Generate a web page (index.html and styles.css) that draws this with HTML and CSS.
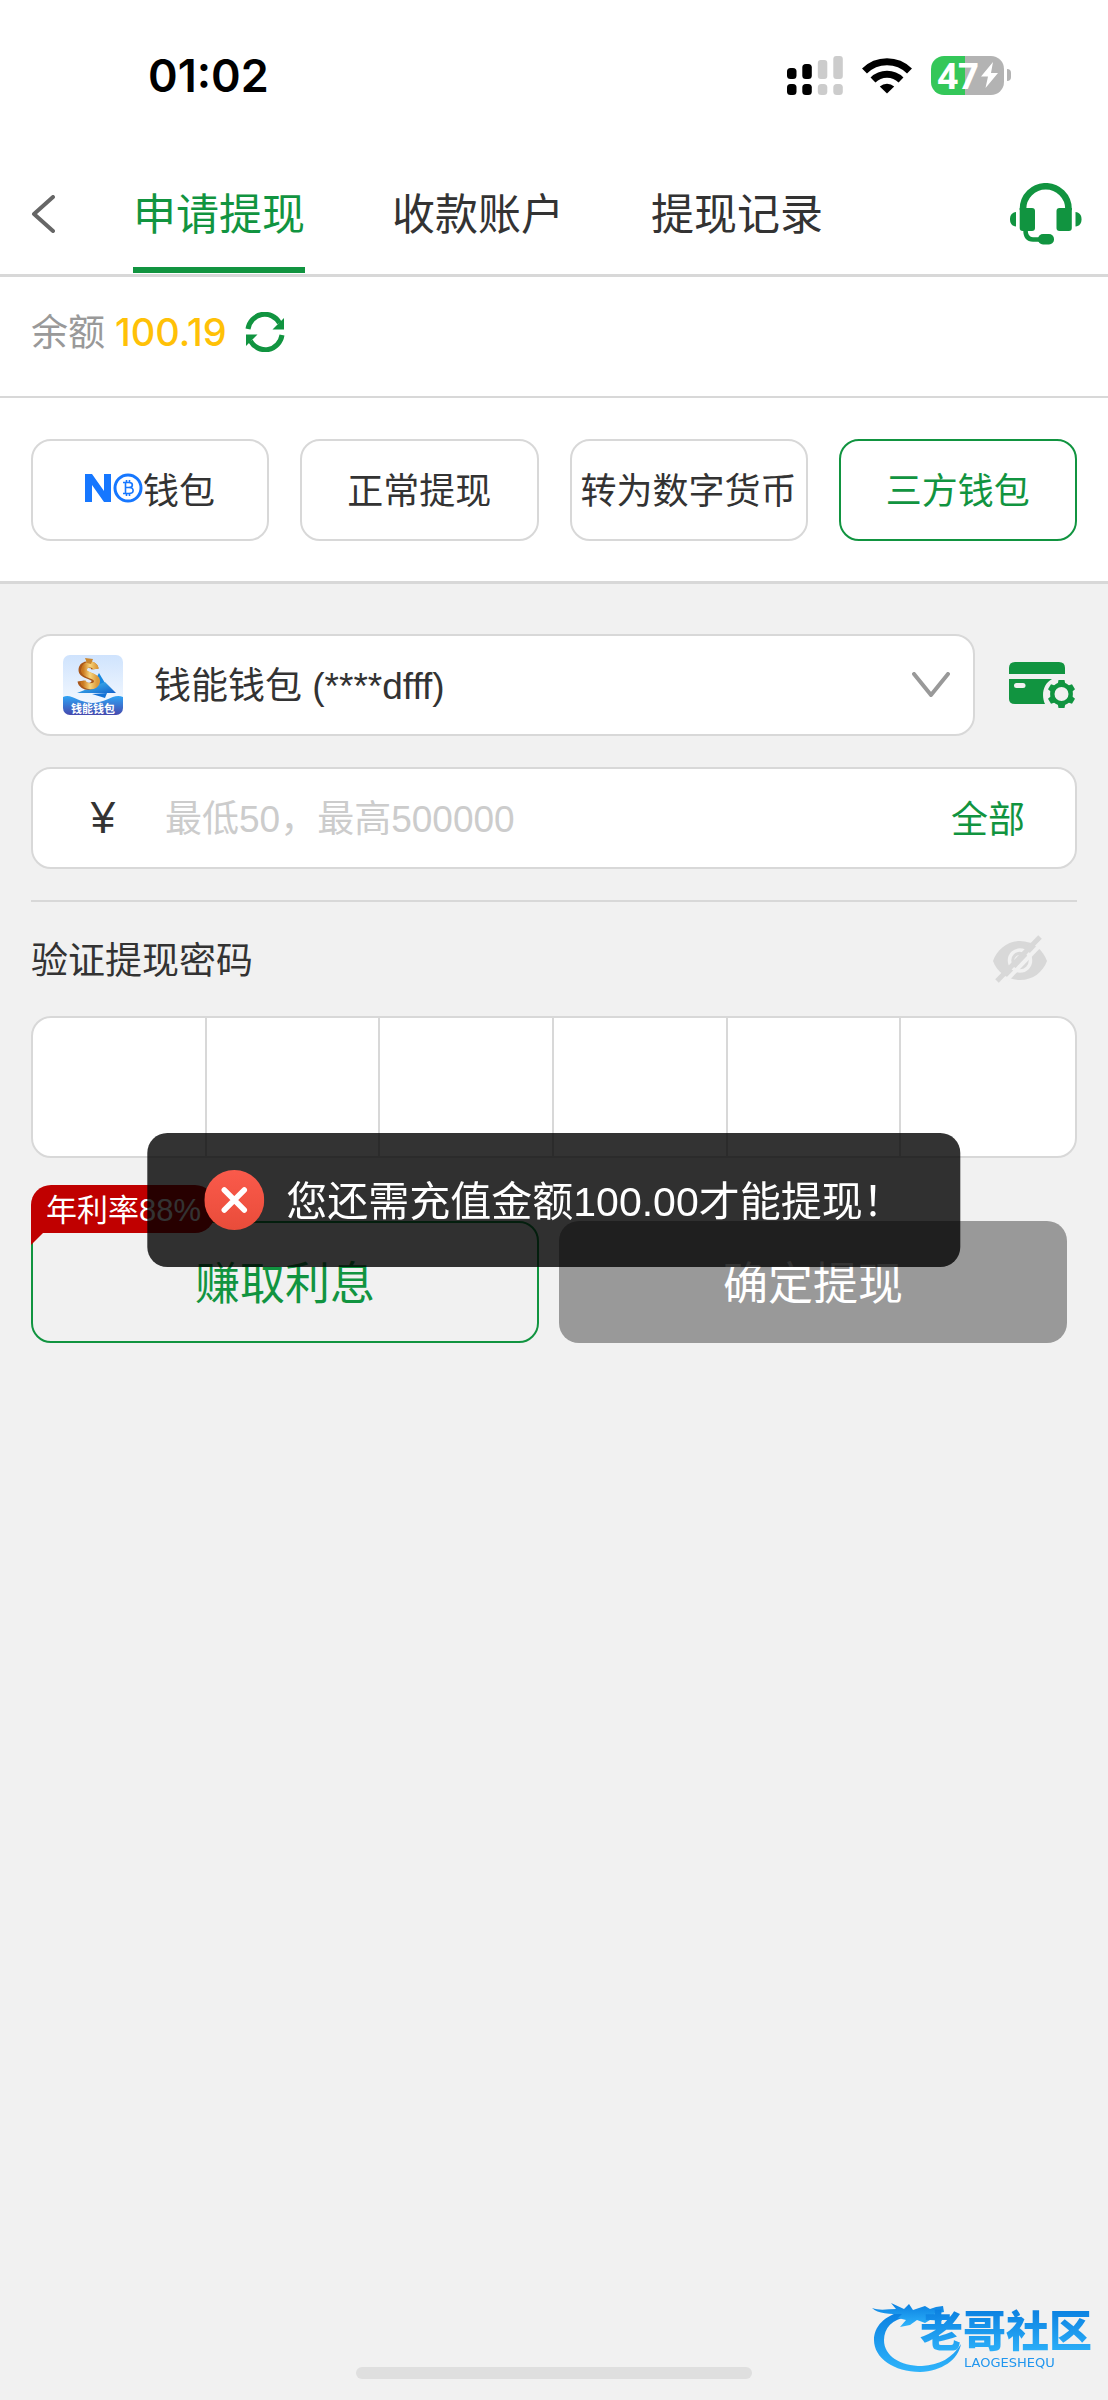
FILE: index.html
```html
<!DOCTYPE html>
<html lang="zh-CN">
<head>
    <meta charset="UTF-8">
    <meta name="viewport" content="width=device-width, initial-scale=1.0">
    <title>申请提现</title>
    <link rel="stylesheet" href="styles.css">
</head>
<body>
    <div class="status-bar">
        <span class="time">01:02</span>
        <div class="status-icons">
            <svg width="56" height="39" viewBox="0 0 56 39">
                <rect x="0" y="12" width="9.5" height="11" rx="3.5"/>
                <rect x="15.3" y="8" width="9.5" height="15" rx="3.5"/>
                <rect x="0" y="28" width="9.5" height="11" rx="3.5"/>
                <rect x="15.3" y="28" width="9.5" height="11" rx="3.5"/>
                <g fill="#ccc">
                    <rect x="30.8" y="4" width="9.5" height="19" rx="3"/>
                    <rect x="46.3" y="0" width="9.5" height="23" rx="3"/>
                    <rect x="30.8" y="28" width="9.5" height="11" rx="3.5"/>
                    <rect x="46.3" y="28" width="9.5" height="11" rx="3.5"/>
                </g>
            </svg>
            <svg width="50" height="37" viewBox="0 0 50 37">
                <path d="M2.5 14 A32 32 0 0 1 47.5 14" fill="none" stroke="#000" stroke-width="7"/>
                <path d="M11 23 A20 20 0 0 1 39 23" fill="none" stroke="#000" stroke-width="7"/>
                <path d="M25 36.5 L17.8 29.5 A10.5 10.5 0 0 1 32.2 29.5 Z"/>
            </svg>
            <div class="battery">
                <span class="battery-body">47<svg width="17" height="26" viewBox="0 0 17 26"><path d="M12 0 L0 14.5 H7 L4.500 26 L17 11 H10 Z" fill="#fff"/></svg></span>
                <span class="battery-tip"></span>
            </div>
        </div>
    </div>

    <header class="nav">
        <button type="button" class="back" aria-label="返回">
            <svg width="24" height="38" viewBox="0 0 24 38"><path d="M22 2 L3 19 L22 36" fill="none" stroke="#666" stroke-width="4" stroke-linecap="round" stroke-linejoin="round"/></svg>
        </button>
        <nav class="tabs">
            <a href="#" class="active">申请提现</a>
            <a href="#">收款账户</a>
            <a href="#">提现记录</a>
        </nav>
        <button type="button" class="service" aria-label="客服">
            <svg width="72" height="62" viewBox="0 0 72 62" fill="#119440">
                <path d="M13 27 V26 A22.700 22.700 0 0 1 58.500 26 V27" fill="none" stroke="#119440" stroke-width="6.600"/>
                <path d="M9.700 25 H22 Q25 25 25 28 V45 Q25 48 22 48 H12.700 Q9.700 48 9.700 45 Z"/>
                <path d="M61.800 25 H49.500 Q46.500 25 46.500 28 V45 Q46.500 48 49.500 48 H58.800 Q61.800 48 61.800 45 Z"/>
                <path d="M6 29 V43.500 C2 43 0 40.500 0 36.200 C0 32 2 29.500 6 29 Z"/>
                <path d="M65.500 29 V43.500 C69.500 43 71.500 40.500 71.500 36.200 C71.500 32 69.500 29.500 65.500 29 Z"/>
                <path d="M15.500 47 C15.500 53 18 56.500 23 56.500 H30" fill="none" stroke="#119440" stroke-width="4.500"/>
                <rect x="28" y="51" width="16" height="10.500" rx="5"/>
            </svg>
        </button>
    </header>

    <section class="balance">
        <span class="balance-label">余额</span>
        <span class="balance-value">100.19</span>
        <button type="button" aria-label="刷新">
            <svg width="40" height="40" viewBox="0 0 40 40" fill="#119440">
                <path d="M3 17 A17 17.500 0 0 1 34.500 11" fill="none" stroke="#119440" stroke-width="5"/>
                <path d="M39 6 V17.500 H27.500 Z"/>
                <path d="M37 23 A17 17.500 0 0 1 5.500 29" fill="none" stroke="#119440" stroke-width="5"/>
                <path d="M1 34 V22.500 H12.500 Z"/>
            </svg>
        </button>
    </section>

    <section class="methods">
        <button type="button">
            <svg width="58" height="30" viewBox="0 0 58 30" fill="#1677ff">
                <path d="M0 29 V1 H7 L19 18 V1 H26 V29 H19 L7 12 V29 Z"/>
                <circle cx="43" cy="15" r="13" fill="none" stroke="#1677ff" stroke-width="3"/>
                <path d="M38 9.500 H44 C48.500 9.500 48.500 14.500 44 14.500 H40.500 M44 14.500 C49.500 14.500 49.500 20.500 44 20.500 H38 M40.500 9.500 V20.500 M41.500 7 V9.500 M44.500 7 V9.500 M41.500 20.500 V23 M44.500 20.500 V23" fill="none" stroke="#1677ff" stroke-width="1.600"/>
            </svg>钱包
        </button>
        <button type="button">正常提现</button>
        <button type="button">转为数字货币</button>
        <button type="button" class="active">三方钱包</button>
    </section>

    <form id="withdrawForm">
        <div class="wallet-row">
            <div class="field">
                <svg class="wallet-logo" width="60" height="60" viewBox="0 0 60 60">
                    <defs>
                        <linearGradient id="sky" x1="0" y1="0" x2="0" y2="1"><stop offset="0" stop-color="#cfe3fd"/><stop offset="1" stop-color="#fbfdff"/></linearGradient>
                        <linearGradient id="wave" x1="0" y1="0" x2="0" y2="1"><stop offset="0" stop-color="#2fa4f5"/><stop offset="1" stop-color="#4649ae"/></linearGradient>
                        <linearGradient id="gold" x1="0" y1="0" x2="1" y2="0"><stop offset="0" stop-color="#c9771f"/><stop offset="0.5" stop-color="#f8d57c"/><stop offset="1" stop-color="#dc9a3c"/></linearGradient>
                        <linearGradient id="plane" x1="0" y1="0" x2="1" y2="1"><stop offset="0" stop-color="#48c4f4"/><stop offset="1" stop-color="#1262cc"/></linearGradient>
                        <clipPath id="round"><rect width="60" height="60" rx="7"/></clipPath>
                    </defs>
                    <g clip-path="url(#round)">
                        <rect width="60" height="60" fill="url(#sky)"/>
                        <path d="M36 18 L42 28 L26 36 Z" fill="#1787e0"/>
                        <path d="M14 38 L42 27 L53 38 Z" fill="url(#plane)"/>
                        <path d="M29 39 L44 38 L42 43 Z" fill="#1371d6"/>
                        <path d="M32 14 C31 8 19 8 19 15 C19 21 32 20 32 26 C32 33 19 33 18 26" fill="none" stroke="#a9571a" stroke-width="7"/>
                        <path d="M33 14 C32 8 21 8 21 15 C21 21 34 20 34 26 C34 33 21 33 20 26" fill="none" stroke="url(#gold)" stroke-width="6"/>
                        <path d="M22 3 L30 4 L28 9 L24 8 Z" fill="#c9862f"/>
                        <path d="M0 42 C8 38 14 47 29 48 C44 48 50 38 60 42 V60 H0 Z" fill="url(#wave)"/>
                        <text x="30" y="58" class="wallet-logo-text">钱能钱包</text>
                    </g>
                </svg>
                <select id="wallet" aria-label="选择钱包">
                    <option>钱能钱包 (****dfff)</option>
                </select>
                <svg class="arrow" width="38" height="26" viewBox="0 0 38 26"><path d="M2 2 L19 23 L36 2" fill="none" stroke="#999" stroke-width="4" stroke-linecap="round" stroke-linejoin="round"/></svg>
            </div>
            <button type="button" class="card-setting" aria-label="钱包设置">
                <svg width="68" height="48" viewBox="1 0 68 48" fill="#119440">
                    <path d="M1 13 V7 Q1 1 7 1 H51 Q57 1 57 7 V13 Z"/>
                    <path d="M1 18 H44 C35 23 33 34 37 43 H7 Q1 43 1 38 Z"/>
                    <rect x="6" y="22" width="11.500" height="5" rx="2.500" fill="#f1f1f1"/>
                    <circle cx="53.500" cy="33" r="9.200" fill="none" stroke="#119440" stroke-width="4.400"/>
                    <path d="M49.500 24 L50.500 19 H56.500 L57.500 24 Z M49.500 42 L50.500 47 H56.500 L57.500 42 Z M59.500 24.800 L64 23.200 L67 28.300 L63.200 31.500 Z M59.500 41.200 L64 42.800 L67 37.700 L63.200 34.500 Z M47.500 24.800 L43 23.200 L40 28.300 L43.800 31.500 Z M47.500 41.200 L43 42.800 L40 37.700 L43.800 34.500 Z"/>
                </svg>
            </button>
        </div>

        <div class="field amount">
            <label for="amount">¥</label>
            <input type="text" id="amount" inputmode="decimal" placeholder="最低50，最高500000">
            <button type="button" class="all">全部</button>
        </div>

        <div class="password-head">
            <label for="pwd1">验证提现密码</label>
            <button type="button" aria-label="显示密码">
                <svg width="54" height="48" viewBox="0 0 54 48">
                    <path d="M0 26 C4 15 14 6 27 6 C40 6 50 15 54 26 C50 37 40 45 27 45 C14 45 4 37 0 26 Z" fill="#d8d8d8"/>
                    <circle cx="27" cy="25.500" r="10.500" fill="none" stroke="#f1f1f1" stroke-width="3.500"/>
                    <path d="M22 26 A5 5 0 0 1 28 21" fill="none" stroke="#f1f1f1" stroke-width="2"/>
                    <path d="M10 49 L52 5" stroke="#f1f1f1" stroke-width="4"/>
                    <path d="M4 46 L47 2" stroke="#d8d8d8" stroke-width="5"/>
                </svg>
            </button>
        </div>
        <div class="password">
            <input type="password" id="pwd1" maxlength="1">
            <input type="password" maxlength="1" aria-label="密码第2位">
            <input type="password" maxlength="1" aria-label="密码第3位">
            <input type="password" maxlength="1" aria-label="密码第4位">
            <input type="password" maxlength="1" aria-label="密码第5位">
            <input type="password" maxlength="1" aria-label="密码第6位">
        </div>

        <div class="actions">
            <button type="button" class="earn">赚取利息</button>
            <span class="rate">年利率88%</span>
            <button type="submit" class="confirm">确定提现</button>
        </div>
    </form>

    <div class="toast" role="alert">
        <svg width="60" height="60" viewBox="0 0 60 60">
            <defs><linearGradient id="red" x1="0" y1="0" x2="0" y2="1"><stop offset="0" stop-color="#fa5a4b"/><stop offset="1" stop-color="#e94c3a"/></linearGradient></defs>
            <circle cx="30" cy="30" r="30" fill="url(#red)"/>
            <path d="M20 20 L40 40 M40 20 L20 40" stroke="#fff" stroke-width="5.500" stroke-linecap="round"/>
        </svg>
        <span>您还需充值金额100.00才能提现！</span>
    </div>

    <div class="watermark">
        <svg width="92" height="76" viewBox="0 0 92 76">
            <defs><linearGradient id="dragon" x1="0" y1="0" x2="0" y2="1"><stop offset="0" stop-color="#0a7fe0"/><stop offset="1" stop-color="#2fb4fb"/></linearGradient></defs>
            <g fill="url(#dragon)">
                <path d="M32 13 C12 17 2 29 2 42 C2 60 22 74 48 74 C70 73 86 62 89 46 C80 60 68 67 50 68 C28 68 12 58 12 42 C12 30 20 21 36 19 Z"/>
                <path d="M0 10 C8 13 16 11 24 11 L19 5 L32 11 L37 6 L41 12 L53 8 L58 11 L64 9 L71 8 L72 14 L62 16 L68 18 L70 23 L58 22 L53 25 L45 22 L38 27 L28 29 L34 22 L26 20 L30 16 C18 16 6 16 0 10 Z"/>
            </g>
        </svg>
        <div class="watermark-text">
            <strong>老哥社区</strong>
            <small>LAOGESHEQU</small>
        </div>
    </div>
    <div class="home-indicator"></div>

    <script>
        const form = document.getElementById('withdrawForm');
        const cells = document.querySelectorAll('.password input');

        form.addEventListener('submit', (e) => {
            e.preventDefault();
        });

        // Move to the next cell after each digit
        cells.forEach((cell, index) => {
            cell.addEventListener('input', () => {
                if (cell.value && cells[index + 1]) {
                    cells[index + 1].focus();
                }
            });
        });
    </script>
</body>
</html>
```
FILE: styles.css
```css
* {
    box-sizing: border-box;
}

body {
    margin: 0;
    min-height: 100vh;
    background-color: #f1f1f1;
    color: #333;
    font-family: "Liberation Sans", "Noto Sans CJK SC", sans-serif;
    font-size: 37px;
}

button,
input,
select {
    font: inherit;
    color: inherit;
    margin: 0;
    padding: 0;
    border: none;
    background: none;
}

button {
    cursor: pointer;
}

svg {
    display: block;
    flex-shrink: 0;
}

/* Status bar */
.status-bar {
    display: flex;
    justify-content: space-between;
    align-items: center;
    height: 150px;
    padding: 0 97px 0 148px;
    background-color: #fff;
}

.time {
    font-family: Inter, sans-serif;
    font-size: 45px;
    font-weight: 600;
    color: #000;
}

.status-icons {
    display: flex;
    align-items: center;
    gap: 19px;
}

.battery {
    display: flex;
    align-items: center;
    gap: 3px;
}

.battery-body {
    display: flex;
    align-items: center;
    justify-content: center;
    gap: 2px;
    width: 73px;
    height: 39px;
    border-radius: 13px;
    background: linear-gradient(to right, #34c759 47%, #b3b3b3 47%);
    color: #fff;
    font-family: "Noto Sans", sans-serif;
    font-size: 36px;
    font-weight: bold;
    line-height: 37px;
}

.battery-tip {
    width: 4px;
    height: 12px;
    border-radius: 0 4px 4px 0;
    background-color: #b3b3b3;
}

/* Top navigation */
.nav {
    display: flex;
    align-items: center;
    height: 127px;
    padding: 3px 26px 0 31px;
    border-bottom: 3px solid #d8d8d8;
    background-color: #fff;
}

.tabs {
    display: flex;
    flex: 1;
    align-self: stretch;
    gap: 87px;
    padding-left: 78px;
}

.tabs a {
    height: 120px;
    border-bottom: 6px solid transparent;
    color: #333;
    font-size: 43px;
    line-height: 125px;
    text-decoration: none;
}

.tabs .active {
    border-bottom-color: #119440;
    color: #119440;
}

/* Balance */
.balance {
    display: flex;
    align-items: center;
    height: 121px;
    padding: 0 31px 10px;
    border-bottom: 2px solid #d8d8d8;
    background-color: #fff;
}

.balance-label {
    padding-bottom: 3px;
    color: #999;
}

.balance-value {
    margin: 0 18px 0 10px;
    color: #ffc107;
    font-family: Inter, sans-serif;
    font-size: 38px;
    font-weight: 500;
}

/* Withdraw methods */
.methods {
    display: grid;
    grid-template-columns: repeat(4, 1fr);
    gap: 31px;
    padding: 41px 31px 40px;
    border-bottom: 3px solid #d8d8d8;
    background-color: #fff;
}

.methods button {
    display: flex;
    align-items: center;
    justify-content: center;
    height: 102px;
    padding-bottom: 4px;
    border: 2px solid #d8d8d8;
    border-radius: 20px;
    font-size: 36px;
    white-space: nowrap;
}

.methods .active {
    border-color: #119440;
    color: #119440;
}

/* Form */
form {
    padding: 50px 31px 0;
}

.wallet-row {
    display: flex;
    align-items: center;
    gap: 34px;
    margin-bottom: 31px;
}

.field {
    display: flex;
    flex: 1;
    align-items: center;
    height: 102px;
    border: 2px solid #d8d8d8;
    border-radius: 20px;
    background-color: #fff;
}

.wallet-row .field {
    padding: 0 23px 0 30px;
}

.wallet-logo-text {
    fill: #fff;
    font-size: 11px;
    font-weight: bold;
    text-anchor: middle;
}

select {
    flex: 1;
    height: 98px;
    padding: 3px 0 0 31px;
    appearance: none;
}

.amount label {
    width: 132px;
    padding-left: 8px;
    font-size: 44px;
    text-align: center;
}

.amount input {
    flex: 1;
    min-width: 0;
    height: 98px;
    padding-top: 3px;
}

.amount input::placeholder {
    color: #ccc;
}

.all {
    padding: 0 50px 3px;
    color: #119440;
}

.password-head {
    display: flex;
    justify-content: space-between;
    align-items: center;
    height: 116px;
    margin-top: 31px;
    padding-right: 30px;
    border-top: 2px solid #d8d8d8;
}

.password-head label {
    padding-bottom: 3px;
}

.password {
    display: grid;
    grid-template-columns: repeat(6, 1fr);
    height: 142px;
    border: 2px solid #d8d8d8;
    border-radius: 20px;
    background-color: #fff;
    overflow: hidden;
}

.password input {
    min-width: 0;
    text-align: center;
}

.password input:not(:last-child) {
    border-right: 2px solid #d8d8d8;
}

.actions {
    position: relative;
    display: grid;
    grid-template-columns: 1fr 1fr;
    gap: 20px;
    margin-top: 63px;
    padding-right: 10px;
}

.earn,
.confirm {
    height: 122px;
    padding-bottom: 4px;
    border-radius: 20px;
    font-size: 45px;
}

.earn {
    border: 2px solid #119440;
    color: #119440;
}

.confirm {
    background-color: #999;
    color: #fff;
}

.rate {
    position: absolute;
    top: -36px;
    left: 0;
    height: 48px;
    padding: 0 14px 0 15px;
    border-radius: 20px 20px 20px 0;
    background-color: #c00000;
    color: #fff;
    font-size: 31px;
    line-height: 52px;
}

.rate::after {
    content: "";
    position: absolute;
    top: 48px;
    left: 0;
    border-top: 12px solid #c00000;
    border-right: 12px solid transparent;
}

/* Toast */
.toast {
    position: fixed;
    top: 50%;
    left: 50%;
    display: flex;
    align-items: center;
    gap: 22px;
    height: 134px;
    padding: 0 57px;
    border-radius: 20px;
    background-color: rgba(0, 0, 0, 0.8);
    color: #fff;
    font-size: 41px;
    white-space: nowrap;
    transform: translate(-50%, -50%);
}

.toast span {
    padding-bottom: 4px;
}

/* Watermark */
.watermark {
    position: fixed;
    right: 16px;
    bottom: 26px;
    display: flex;
    align-items: flex-end;
}

.watermark-text {
    display: flex;
    flex-direction: column;
    margin: 0 0 4px -44px;
}

.watermark strong {
    background: linear-gradient(#0a7fe0, #2fb4fb);
    background-clip: text;
    color: transparent;
    font-size: 43px;
    font-weight: 900;
    line-height: 48px;
}

.watermark small {
    padding-left: 44px;
    color: #2196ee;
    font-family: "DejaVu Sans", sans-serif;
    font-size: 13px;
    line-height: 14px;
}

.home-indicator {
    position: fixed;
    bottom: 21px;
    left: 50%;
    width: 396px;
    height: 12px;
    border-radius: 6px;
    background-color: #dfdfdf;
    transform: translateX(-50%);
}
```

== Aim ==
Only lines with the string "styles" belong in your answer; copy each one.

== Solution ==
Generate a web page (index.html and styles.css) that draws this with HTML and CSS.
    <link rel="stylesheet" href="styles.css">
FILE: styles.css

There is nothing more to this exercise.